### Provided data
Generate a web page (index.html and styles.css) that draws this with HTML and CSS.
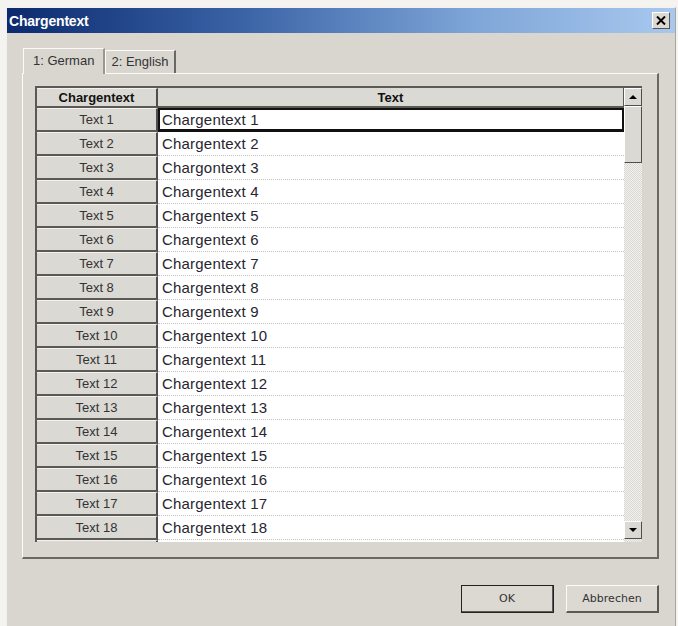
FILE: index.html
```html
<!DOCTYPE html>
<html lang="de">
<head>
  <meta charset="UTF-8">
  <title>Chargentext</title>
  <link rel="stylesheet" href="styles.css">
</head>
<body>
  <div class="window">
    <div class="titlebar">
      <span class="title">Chargentext</span>
      <button class="close-btn" aria-label="Schließen">
        <svg width="10" height="9" viewBox="0 0 10 9"><path d="M1 0.5 L9 8.5 M9 0.5 L1 8.5" stroke="#000" stroke-width="2"/></svg>
      </button>
    </div>

    <div class="content">
      <div class="tabs">
        <div class="tab active">1: German</div>
        <div class="tab">2: English</div>
      </div>

      <div class="tab-panel">
        <div class="grid">
          <div class="grid-body">
            <div class="row header">
              <div class="cell key">Chargentext</div>
              <div class="cell value">Text</div>
            </div>
            <div id="rows"></div>
          </div>
          <div class="scrollbar">
            <div class="sb-btn"><span class="arrow up"></span></div>
            <div class="sb-thumb"></div>
            <div class="sb-track"></div>
            <div class="sb-btn"><span class="arrow down"></span></div>
          </div>
        </div>
      </div>

      <div class="button-row">
        <button class="btn default">OK</button>
        <button class="btn">Abbrechen</button>
      </div>
    </div>
  </div>

  <script>
    const rows = document.getElementById('rows');
    const labels = {3: 'Chargontext 3'};

    for (let i = 1; i <= 18; i++) {
      const row = document.createElement('div');
      row.className = 'row' + (i === 1 ? ' selected' : '');
      row.innerHTML =
        '<div class="cell key">Text ' + i + '</div>' +
        '<div class="cell value">' + (labels[i] || 'Chargentext ' + i) + '</div>';
      rows.appendChild(row);
    }

    // next row peeks out below the last visible one
    const peek = document.createElement('div');
    peek.className = 'row';
    peek.innerHTML = '<div class="cell key"></div><div class="cell value"></div>';
    rows.appendChild(peek);
  </script>
</body>
</html>
```

FILE: styles.css
```css
body {
  margin: 0;
  padding: 7px 2px 0 6px;
  background: #f4f3f0;
  font-family: "Liberation Sans", Arial, sans-serif;
  overflow: hidden;
}

.window {
  height: 619px;
  background: #d9d6d0;
  border-left: 1px solid #f2f1ee;
  border-top: 1px solid #f2f1ee;
  border-right: 1px solid #a8a59f;
  display: flex;
  flex-direction: column;
}

.titlebar {
  height: 25px;
  display: flex;
  align-items: center;
  justify-content: space-between;
  padding: 0 5px 0 2px;
  background: linear-gradient(to right, #0c2a6e 0%, #3a63a6 35%, #7fa6d8 70%, #a8c8ee 100%);
}

.title {
  color: #fff;
  font-weight: bold;
  font-size: 14px;
  letter-spacing: -0.2px;
}

.close-btn {
  width: 18px;
  height: 17px;
  padding: 0;
  display: flex;
  align-items: center;
  justify-content: center;
  background: #dcd9d3;
  border: 1px solid;
  border-color: #fff #555 #555 #fff;
}

.content {
  flex: 1;
  padding: 14px 16px 0 15px;
  display: flex;
  flex-direction: column;
}

/* tabs */
.tabs {
  display: flex;
  align-items: flex-end;
  height: 26px;
  padding-left: 1px;
}

.tab {
  font-size: 13px;
  color: #333;
  white-space: nowrap;
  padding: 3px 5px 4px;
  background: #d9d6d0;
  border: 1px solid;
  border-bottom: none;
  border-color: #fafafa #6a6864 transparent #fafafa;
  border-right-width: 2px;
}

.tab.active {
  padding: 4px 9px 6px 9px;
  position: relative;
  top: 1px;
  z-index: 1;
  border-right-color: #9a9792;
}

.tab-panel {
  height: 471px;
  padding: 12px 4px 0 12px;
  border: 1px solid;
  border-color: #fafafa #6a6864 #6a6864 #fafafa;
  border-right-width: 2px;
  border-bottom-width: 2px;
}

/* grid */
.grid {
  display: flex;
  height: 456px;
  overflow: hidden;
}

.grid-body {
  width: 587px;
  background: #fff;
  border-left: 2px solid #5a5955;
  border-top: 2px solid #5a5955;
}

.row {
  display: flex;
  height: 24px;
  flex-shrink: 0;
}

.row.header {
  height: 20px;
}

.cell {
  display: flex;
  align-items: center;
  box-sizing: border-box;
}

.cell.key {
  width: 121px;
  justify-content: center;
  font-size: 13px;
  color: #333;
  background: #dbd9d4;
  border-right: 2px solid #4f4e4b;
  border-bottom: 2px solid #5a5955;
  border-top: 1px solid #f2f1ee;
}

.cell.value {
  flex: 1;
  padding-left: 4px;
  font-size: 15px;
  letter-spacing: 0.2px;
  color: #262630;
  border-bottom: 1px dotted #c4c4c4;
}

.row.header .cell {
  font-weight: bold;
  font-size: 13px;
  letter-spacing: 0;
  color: #111;
  background: #dbd9d4;
  border-bottom: 2px solid #5a5955;
  justify-content: center;
}

.row.header .cell.value {
  padding-left: 0;
  border-right: 1px solid #5a5955;
}

.row.selected .cell.value {
  border: 2px solid #111;
  border-bottom-width: 3px;
  padding-left: 2px;
}

/* scrollbar */
.scrollbar {
  width: 18px;
  display: flex;
  flex-direction: column;
  border-top: 2px solid #5a5955;
  background: repeating-conic-gradient(#f2f1ee 0 25%, #dad8d3 0 50%) 0 0 / 2px 2px;
}

.sb-btn {
  height: 18px;
  flex-shrink: 0;
  display: flex;
  align-items: center;
  justify-content: center;
  box-sizing: border-box;
  background: #dbd9d4;
  border: 1px solid;
  border-color: #fff #4f4e4b #4f4e4b #fff;
}

.sb-btn:last-child {
  margin-bottom: 3px;
}

.sb-thumb {
  height: 57px;
  flex-shrink: 0;
  box-sizing: border-box;
  background: #dbd9d4;
  border: 1px solid;
  border-color: #fff #4f4e4b #4f4e4b #fff;
}

.sb-track {
  flex: 1;
}

.arrow {
  width: 0;
  height: 0;
  border-left: 4px solid transparent;
  border-right: 4px solid transparent;
}

.arrow.up {
  border-bottom: 4px solid #000;
}

.arrow.down {
  border-top: 4px solid #000;
}

/* dialog buttons */
.button-row {
  display: flex;
  justify-content: flex-end;
  gap: 12px;
  margin-top: 26px;
}

.btn {
  width: 93px;
  height: 28px;
  font-family: "DejaVu Sans", sans-serif;
  font-size: 11px;
  color: #333;
  background: #dcd9d3;
  border: 1px solid;
  border-color: #fafafa #5a5955 #5a5955 #fafafa;
  border-right-width: 2px;
  border-bottom-width: 2px;
}

.btn.default {
  outline: 1px solid #222;
  outline-offset: -1px;
}
```
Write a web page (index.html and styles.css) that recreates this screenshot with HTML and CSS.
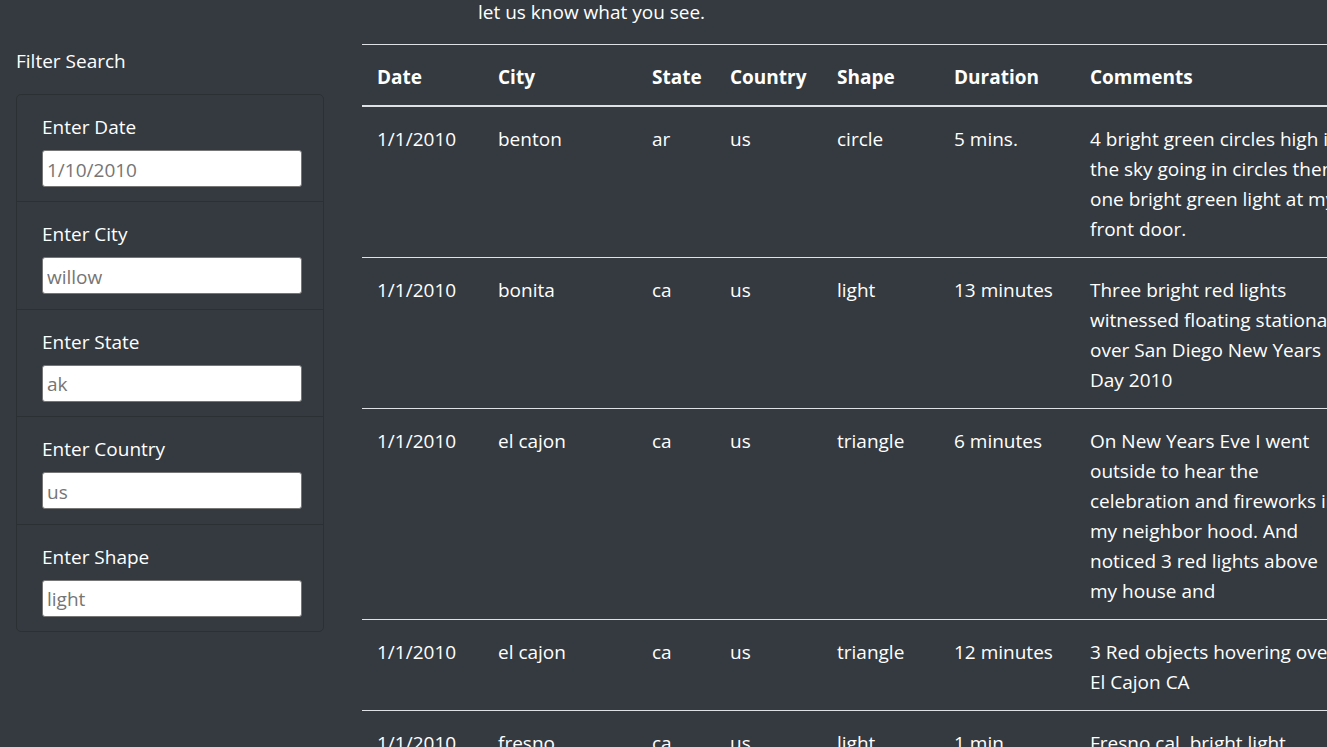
FILE: index.html
```html
<!DOCTYPE html>
<html lang="en">
<head>
<meta charset="utf-8">
<title>UFO Sightings</title>
<link rel="stylesheet" href="styles.css">
</head>
<body>
<div class="page">
  <aside class="sidebar">
    <h2 class="sidebar-title">Filter Search</h2>
    <ul class="filters">
      <li class="filter">
        <label class="filter-label" for="datetime">Enter Date</label>
        <input class="filter-input" id="datetime" type="text" placeholder="1/10/2010">
      </li>
      <li class="filter">
        <label class="filter-label" for="city">Enter City</label>
        <input class="filter-input" id="city" type="text" placeholder="willow">
      </li>
      <li class="filter">
        <label class="filter-label" for="state">Enter State</label>
        <input class="filter-input" id="state" type="text" placeholder="ak">
      </li>
      <li class="filter">
        <label class="filter-label" for="country">Enter Country</label>
        <input class="filter-input" id="country" type="text" placeholder="us">
      </li>
      <li class="filter">
        <label class="filter-label" for="shape">Enter Shape</label>
        <input class="filter-input" id="shape" type="text" placeholder="light">
      </li>
    </ul>
  </aside>
  <main class="content">
    <p class="intro">let us know what you see.</p>
    <table class="ufo-table">
      <thead>
        <tr>
          <th class="c-date">Date</th>
          <th class="c-city">City</th>
          <th class="c-state">State</th>
          <th class="c-country">Country</th>
          <th class="c-shape">Shape</th>
          <th class="c-duration">Duration</th>
          <th class="c-comments">Comments</th>
        </tr>
      </thead>
      <tbody>
        <tr>
          <td>1/1/2010</td><td>benton</td><td>ar</td><td>us</td><td>circle</td><td>5 mins.</td>
          <td>4 bright green circles high in<br>the sky going in circles then<br>one bright green light at my<br>front door.</td>
        </tr>
        <tr>
          <td>1/1/2010</td><td>bonita</td><td>ca</td><td>us</td><td>light</td><td>13 minutes</td>
          <td>Three bright red lights<br>witnessed floating stationary<br>over San Diego New Years<br>Day 2010</td>
        </tr>
        <tr>
          <td>1/1/2010</td><td>el cajon</td><td>ca</td><td>us</td><td>triangle</td><td>6 minutes</td>
          <td>On New Years Eve I went<br>outside to hear the<br>celebration and fireworks in<br>my neighbor hood. And<br>noticed 3 red lights above<br>my house and</td>
        </tr>
        <tr>
          <td>1/1/2010</td><td>el cajon</td><td>ca</td><td>us</td><td>triangle</td><td>12 minutes</td>
          <td>3 Red objects hovering over<br>El Cajon CA</td>
        </tr>
        <tr>
          <td>1/1/2010</td><td>fresno</td><td>ca</td><td>us</td><td>light</td><td>1 min</td>
          <td>Fresno cal. bright light<br>moving across the sky</td>
        </tr>
      </tbody>
    </table>
  </main>
</div>
</body>
</html>
```
FILE: styles.css
```css
html, body {
  margin: 0;
  padding: 0;
  overflow: hidden;
  background: #343a40;
}

body {
  color: #ffffff;
  font-family: "Open Sans", "Noto Sans", "DejaVu Sans", sans-serif;
  font-size: 19px;
  line-height: 30px;
}

.page {
  display: flex;
  align-items: flex-start;
}

.sidebar {
  flex: 0 0 308px;
  width: 308px;
  min-width: 0;
  margin-left: 16px;
  margin-right: 38px;
  padding-top: 46px;
}

.sidebar-title {
  margin: 0 0 18px;
  font-size: 19px;
  font-weight: 400;
  line-height: 30px;
}

.filters {
  box-sizing: border-box;
  width: 308px;
  list-style: none;
  margin: 0;
  padding: 0;
  border: 1px solid rgba(0, 0, 0, 0.16);
  border-radius: 5px;
}

.filter {
  padding: 17px 25px 14.4px;
  border-top: 1px solid rgba(0, 0, 0, 0.16);
}

.filter:first-child {
  border-top: 0;
}

.filter-label {
  display: block;
  margin-bottom: 8px;
}

.filter-input {
  box-sizing: border-box;
  display: block;
  width: 260px;
  height: 37px;
  margin: 0;
  padding: 2px 4px 0;
  border: 1px solid #767676;
  border-radius: 3px;
  background: #ffffff;
  color: #495057;
  font-family: inherit;
  font-size: 19px;
  line-height: 30px;
}

.filter-input::placeholder {
  color: #757575;
  opacity: 1;
}

.content {
  flex: none;
}

.intro {
  margin: -3px 0 17px 116px;
}

.ufo-table {
  border-collapse: collapse;
  table-layout: fixed;
  width: 1023px;
  color: #ffffff;
}

.ufo-table th,
.ufo-table td {
  box-sizing: border-box;
  padding: 17px 15px 13px;
  text-align: left;
  vertical-align: top;
  border-top: 1px solid #dee2e6;
}

.ufo-table thead th {
  font-weight: 700;
  border-bottom: 2px solid #dee2e6;
}

.c-date { width: 121px; }
.c-city { width: 154px; }
.c-state { width: 78px; }
.c-country { width: 107px; }
.c-shape { width: 117px; }
.c-duration { width: 136px; }
.c-comments { width: 310px; }
```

### Task description
Among the lines of the listing, how many hold the string "page"? Respond with only the number.

### Solved problem
4